The problem is the protesters in the street want to integrate with the EU, and think any deal offered by Russia is not going to benefit western Ukraine in any tangible way, and they also see the specter of the former Soviet Union dominating their politics. They see the president as a puppet of Putin. So they are protesting violently in the streets and ordering him to step down.
There does seem to be some breakdown of order in the opposition between the leadership which is negotiating with the president, and the people in the street who think that by integrating with the EU, they will see the same prosperity as Poland or the Baltic States. (I’d advise them to look at Greece or Spain first).
This is an example of very desperate people with little faith in the future of their country, but like I say, Ukraine is a nation divided into east and west.
Some here have speculated that George Soros is involved since this is his modus operandi. I’m not so sure.
The whole of Europe is one giant clusterf8ck. The unemployment rate in Spain and Italy are sitting at all time highs and France’s economy is dying.
Steer clear of the dead continent.
By the way, Ukraine has a centrist government, so there’s not really an ideological battle to be had here. It’s more a geographical conflict.
Not all Ukrainians hate the Russians. In the western part, you’d probably find more of that compared to the eastern part. For the most part the police response has been mild even when bombarded by Molotov cocktails. There are videos of the Berkut hammering protestors. The stones are from the streets that are being torn up. It’s a changing situation. The protests are throughout much of the county now. But not as intense as in Kiev.
Some do. Most just see a corrupt system, and envy what they see in Western Europe, as much as we don't particularly care for the EU.
It’s the US inflaming another country on a Russian boarder to provoke a War. Zero Hedge a day or two ago had a great picture of the US embassy surrounded by Ukraine protesters telling the US to get out of their country, and conflict. Hey it’s their country, I agree, bring Skelator (AKA: John McCain) home.

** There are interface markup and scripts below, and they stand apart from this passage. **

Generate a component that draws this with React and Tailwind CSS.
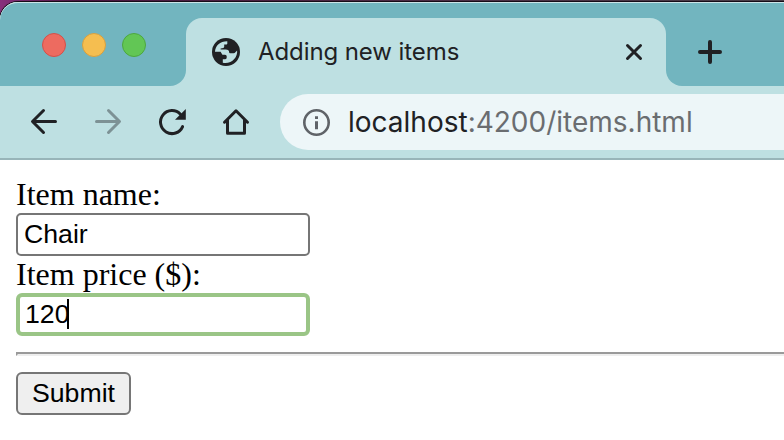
import React from "react";

function GlobeIcon() {
  return (
    <svg width="28" height="28" viewBox="0 0 28 28">
      <circle cx="14" cy="14" r="14" fill="#202124" />
      <path
        d="M3 13.7C3.1 7.8 8.2 3.1 15.3 3.2V5.8Q15.3 6.6 14.4 6.6H12.2V8.7Q12.2 9.7 11.2 9.9L8.6 10.5V11.4H13.7Q17.2 11.4 17.2 14.4Q17.2 15.2 18 15.2H21.6Q22.8 15.2 23.4 14.2L25.1 12.4C25.9 19.3 19.7 26.2 10.8 24.7V21.2H13.2Q14.7 21.2 14.7 19.5V18.2Q14.7 16.7 13 16.7H10.4L8.6 13.7Z"
        fill="#bee0e2"
      />
    </svg>
  );
}

function TabStrip() {
  return (
    <div className="flex h-[84px] bg-[#bee0e2]">
      <div className="flex w-[186px] gap-4 rounded-tl-[18px] rounded-br-[16px] border-t border-[#cbe4e7] bg-[#72b5bf] pt-[30px] pl-[42px]">
        <span className="size-6 rounded-full border border-[#d3504a] bg-[#ed6b60]" />
        <span className="size-6 rounded-full border border-[#d6a040] bg-[#f5be50]" />
        <span className="size-6 rounded-full border border-[#4da73f] bg-[#62c655]" />
      </div>
      <div className="w-[480px] border-t border-[#cbe4e7] bg-[#72b5bf] pt-[15px]">
        <div className="flex h-[68px] items-center rounded-t-[16px] bg-[#bee0e2] pl-[26px] pr-[22px]">
          <GlobeIcon />
          <span className="ml-[18px] font-[Inter,sans-serif] text-[24px] leading-8 tracking-[-0.09px] text-[#202124]">
            Adding new items
          </span>
          <svg className="ml-auto" width="20" height="20" viewBox="0 0 20 20" stroke="#202124" strokeWidth="3" strokeLinecap="round">
            <path d="M3.5 3.5 16.5 16.5M16.5 3.5 3.5 16.5" />
          </svg>
        </div>
      </div>
      <div className="flex-1 rounded-bl-[16px] border-t border-[#cbe4e7] bg-[#72b5bf] pt-[35px] pl-[30px]">
        <svg width="28" height="28" viewBox="0 0 28 28" stroke="#202124" strokeWidth="4" strokeLinecap="round">
          <path d="M4 14H24M14 4V24" />
        </svg>
      </div>
    </div>
  );
}

function Toolbar() {
  return (
    <div className="flex h-[74px] items-start border-b-2 border-[#98b5b9] bg-[#bee0e2] pt-2 pl-7">
      <div className="flex gap-8 pt-3">
        <svg width="32" height="32" viewBox="0 0 32 32" fill="none" stroke="#202124" strokeWidth="3" strokeLinecap="round" strokeLinejoin="round">
          <path d="M27.5 15.5H5M15.5 4.5 4.5 15.5 15.5 26.5" />
        </svg>
        <svg width="32" height="32" viewBox="0 0 32 32" fill="none" stroke="#7d9295" strokeWidth="3" strokeLinecap="round" strokeLinejoin="round">
          <path d="M4.5 15.5H27M16.5 4.5 27.5 15.5 16.5 26.5" />
        </svg>
        <svg width="32" height="32" viewBox="0 0 32 32" fill="none" stroke="#202124" strokeWidth="3" strokeLinecap="round">
          <path d="M26.6 20.6A11.5 11.5 0 1 1 24.4 8.2" />
          <path d="M29.8 3V13.8H19Z" fill="#202124" stroke="none" />
        </svg>
        <svg width="32" height="32" viewBox="0 0 32 32" fill="none" stroke="#202124" strokeWidth="3" strokeLinecap="round" strokeLinejoin="round">
          <path d="M4.5 16.2 16 4.8 27.5 16.2M7.5 14V27.3H24.5V14" />
        </svg>
      </div>
      <div className="ml-7 flex h-14 flex-1 items-center rounded-l-full bg-[#edf6f8] pl-[23px]">
        <svg width="27" height="27" viewBox="0 0 27 27">
          <circle cx="13.5" cy="13.5" r="12.2" fill="none" stroke="#5f6368" strokeWidth="2.6" />
          <path d="M12 7.2H15V10.1H12ZM12 12.2H15V20.2H12Z" fill="#5f6368" />
        </svg>
        <span className="ml-[18px] font-[Inter,sans-serif] text-[28px] leading-9 whitespace-nowrap text-[#6a6d70]">
          <span className="text-[#202124]">localhost</span>:4200/items.html
        </span>
      </div>
    </div>
  );
}

function ItemForm() {
  return (
    <main className="pt-[18px] pl-4 text-black">
      <div className="h-[35px] font-['Liberation_Serif',serif] text-[32px] leading-[33px]">Item name:</div>
      <div className="flex h-[43px] w-[294px] items-center rounded-[5px] border-2 border-[#767676] pb-[2px] pl-[6px] font-['Liberation_Sans',sans-serif] text-[26.67px] leading-8">
        Chair
      </div>
      <div className="h-[37px] font-['Liberation_Serif',serif] text-[32px] leading-[36px]">Item price ($):</div>
      <div className="flex h-[43px] w-[294px] items-center rounded-[6px] border-4 border-[#9ac586] pb-[2px] pl-[5px] font-['Liberation_Sans',sans-serif] text-[26.67px] leading-8">
        120
        <span className="-ml-[2px] h-[30px] w-[2px] bg-black" />
      </div>
      <div className="mt-4 h-1 border-t-2 border-b-2 border-l-2 border-t-[#9a9a9a] border-b-[#eeeeee] border-l-[#9a9a9a]" />
      <div className="mt-4 flex h-[43px] w-[115px] items-center justify-center rounded-[6px] border-2 border-[#767676] bg-[#efefef] pb-[2px] font-['Liberation_Sans',sans-serif] text-[26.67px] leading-8">
        Submit
      </div>
    </main>
  );
}

export default function App() {
  return (
    <div className="h-[440px] w-[784px] overflow-hidden bg-linear-to-r from-[#88307c] via-[#4a163f] via-10% to-[#493f48] pt-[2px]">
      <div className="h-[438px] overflow-hidden rounded-tl-[18px] bg-white shadow-[0_0_0_1px_#160c18]">
        <TabStrip />
        <Toolbar />
        <ItemForm />
      </div>
    </div>
  );
}
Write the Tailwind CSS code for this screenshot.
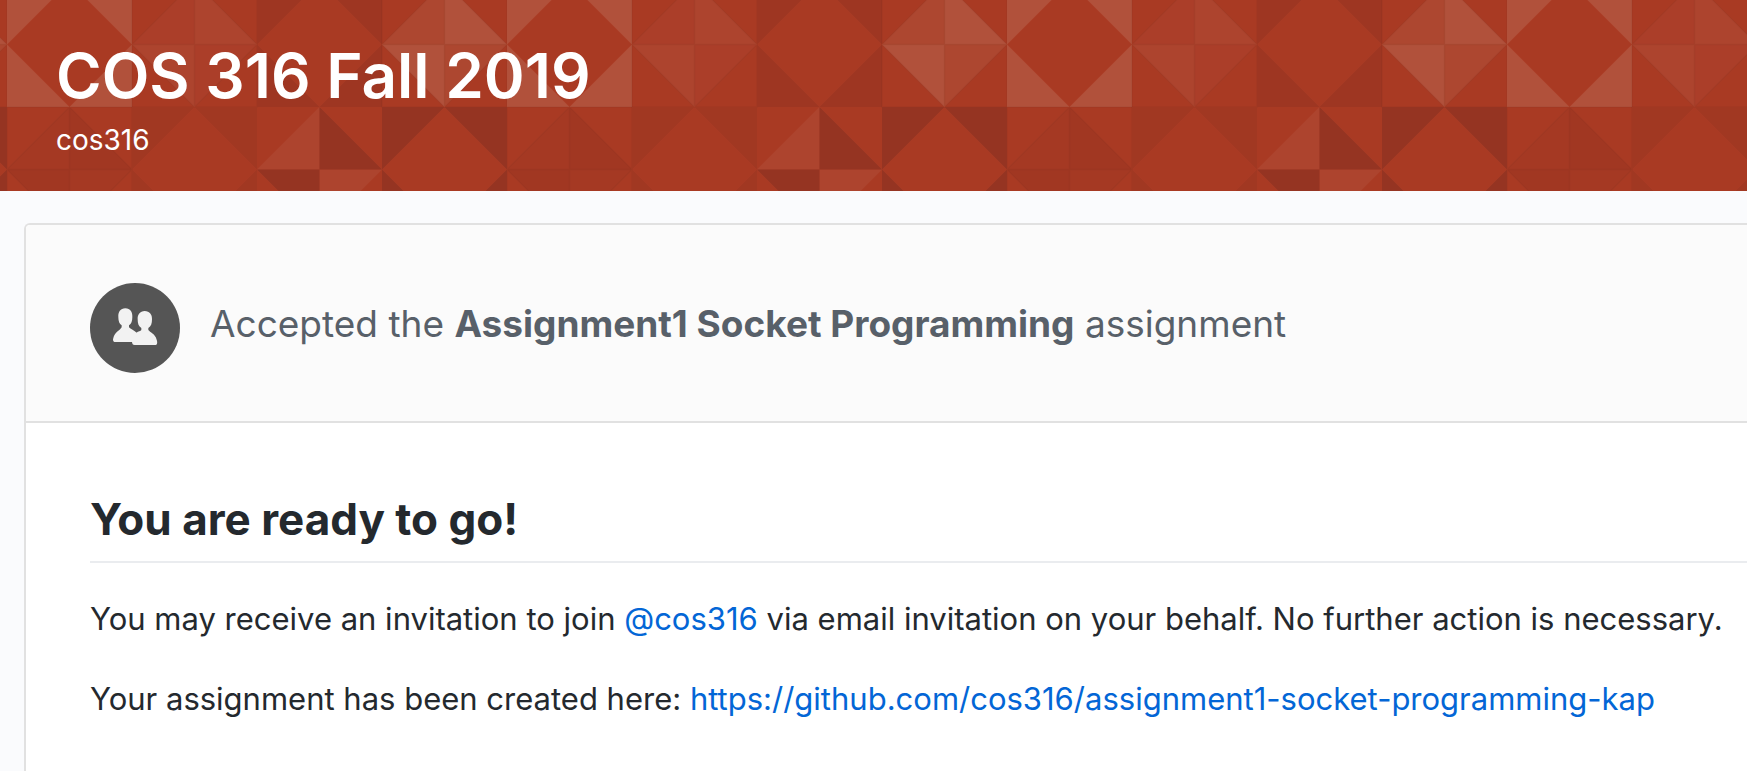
<!DOCTYPE html>
<html lang="en">
<head>
<meta charset="utf-8">
<title>COS 316 Fall 2019</title>
<script src="https://cdn.jsdelivr.net/npm/@tailwindcss/browser@4"></script>
</head>
<body class="flex min-h-screen flex-col overflow-x-hidden bg-[#fafbfd] font-['Inter','Liberation_Sans',sans-serif] text-[#24292e]">
<header class="relative bg-[#a93a23] px-14 pt-9 pb-[31px] text-white">
  <svg class="absolute inset-0 h-full w-full" aria-hidden="true">
    <defs>
      <!-- 125px tile: corners outside the diamond -->
      <path id="corners" d="M0 0H62.5L0 62.5ZM125 0V62.5L62.5 0ZM0 125V62.5L62.5 125ZM125 125H62.5L125 62.5Z"/>
      <!-- two opposite quarters of the diamond -->
      <path id="quartersA" d="M62.5 0V62.5H0ZM62.5 125V62.5H125Z"/>
      <path id="quartersB" d="M62.5 0V62.5H125ZM62.5 125V62.5H0Z"/>
      <path id="lines" d="M62.5 0L125 62.5L62.5 125L0 62.5ZM62.5 0V125M0 62.5H125M0 0H125V125H0Z" fill="none" stroke="#000" stroke-opacity=".04" stroke-width="1.5"/>
      <pattern id="triangles" width="500" height="250" patternUnits="userSpaceOnUse" patternTransform="translate(7 -18)">
        <use href="#corners" fill="#b1513b"/>
        <g transform="translate(125)"><use href="#quartersA" fill="#ab3e29"/><use href="#quartersB" fill="#ad442e"/><use href="#lines"/></g>
        <use href="#corners" x="250" fill="#9e3622"/>
        <g transform="translate(375)"><use href="#quartersA" fill="#ad4730"/><use href="#quartersB" fill="#b1513b"/><use href="#lines"/></g>
        <g transform="translate(0 125)"><use href="#quartersA" fill="#a53923"/><use href="#quartersB" fill="#a13722"/><use href="#lines"/></g>
        <use href="#corners" x="125" y="125" fill="#a13822"/>
        <g transform="translate(250 125)"><use href="#quartersA" fill="#ad442e"/><use href="#quartersB" fill="#953422"/></g>
        <use href="#corners" x="375" y="125" fill="#953422"/>
      </pattern>
    </defs>
    <rect width="100%" height="100%" fill="url(#triangles)"/>
  </svg>
  <h1 class="relative text-[62px] leading-20 font-semibold">COS 316 Fall 2019</h1>
  <p class="relative mt-1 text-[28px] leading-10">cos316</p>
</header>

<main class="mt-8 ml-6 grow rounded-tl-md border-t-2 border-l-2 border-[#e1e1e1] bg-white">
  <div class="flex items-center gap-[30px] rounded-tl-sm border-b-2 border-[#e1e1e1] bg-[#fbfbfb] px-16 pt-[58px] pb-12">
    <svg class="h-[90px] w-[90px] shrink-0" viewBox="0 0 270 270" aria-hidden="true">
      <circle cx="135" cy="135" r="135" fill="#555"/>
      <g fill="#f2f2f2">
        <path d="M106 76C121 76 128 87 127 102C127 114 124 123 117 127V133C121 138 134 143 140 149L148 177H75C69 177 68 170 70 165C74 148 90 142 95 133V127C88 123 85 114 85 102C84 87 91 76 106 76Z"/>
        <path d="M164 84C179 84 187 95 186 109C186 122 183 131 175 135V141C180 148 195 152 200 170C203 179 202 186 195 186H134C128 186 127 183 126 178L139 149C145 144 152 145 154 141V135C146 131 143 122 143 109C142 95 150 84 164 84Z"/>
      </g>
    </svg>
    <p class="pb-2 text-[37px] leading-12 text-[#586069]">Accepted the <strong class="font-bold">Assignment1 Socket Programming</strong> assignment</p>
  </div>
  <div class="pt-[66px] pl-16">
    <h2 class="border-b-2 border-[#eaecef] pb-3 text-[44px] leading-15 font-bold">You are ready to go!</h2>
    <p class="mt-8 text-[31px] leading-12">You may receive an invitation to join <a href="https://github.com/cos316" class="text-[#0366d6]">@cos316</a> via email invitation on your behalf. No further action is necessary.</p>
    <p class="mt-8 text-[31px] leading-12">Your assignment has been created here: <a href="https://github.com/cos316/assignment1-socket-programming-kap" class="text-[#0366d6]">https://github.com/cos316/assignment1-socket-programming-kap</a></p>
  </div>
</main>
</body>
</html>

Skim through Zero Hedge for the last 3 to 5 days and you will get the just of what is going on, from papers around the world as well from us hedgers that live around the world.
Flame away, to the freepers that don’t look beyond their toes.
Most of the racial hatred part comes from the Football Hooligan types.
Good link, thanks.
Good summary. But let’s not allow our own prejudices against the EU cloud our view of what’s going on in Kiev. There are advantages for underdeveloped countries to join the EU. D’uh, and do your own research if you don’t know. There are advantages for the unemployed workforce, and this I will tell you - 2 million Poles, many well educated, left their native land to wash pots and pans in London pubs. A EU citizen can live and work anywhere in EU, enough for your cheating heart?
Wrong, only half of them hate the Russians.
Well, this is a very good point that others have raised.
A lot of the protesters may actually not want to be in Ukraine or have anything to do with it at all. Integration with Europe gives them a free pass to go to the UK where they can get paid much more than they did back home.
Latvia has seen this problem. Its population shrunk by a whopping 13% in a decade. That’s a demographic disaster waiting to happen.
That’s my dilemma, in the instead of flight from cities as in this country, we are talking about flight from entire countries.
As much as I detested the Berlin Wall, I can kind of understand why the GDR built it, the country would have been emptied of its’ brightest people within a matter of years....Of course, a better approach would have been to enact policies that encouraged people to stay.
The latest news from Kiev is that the protesters have taken over the Department of Justice building. Feeling envious?
You can bet it will be.
“If you’re not a part of the solution, there’s good money to be made in prolonging the problem.”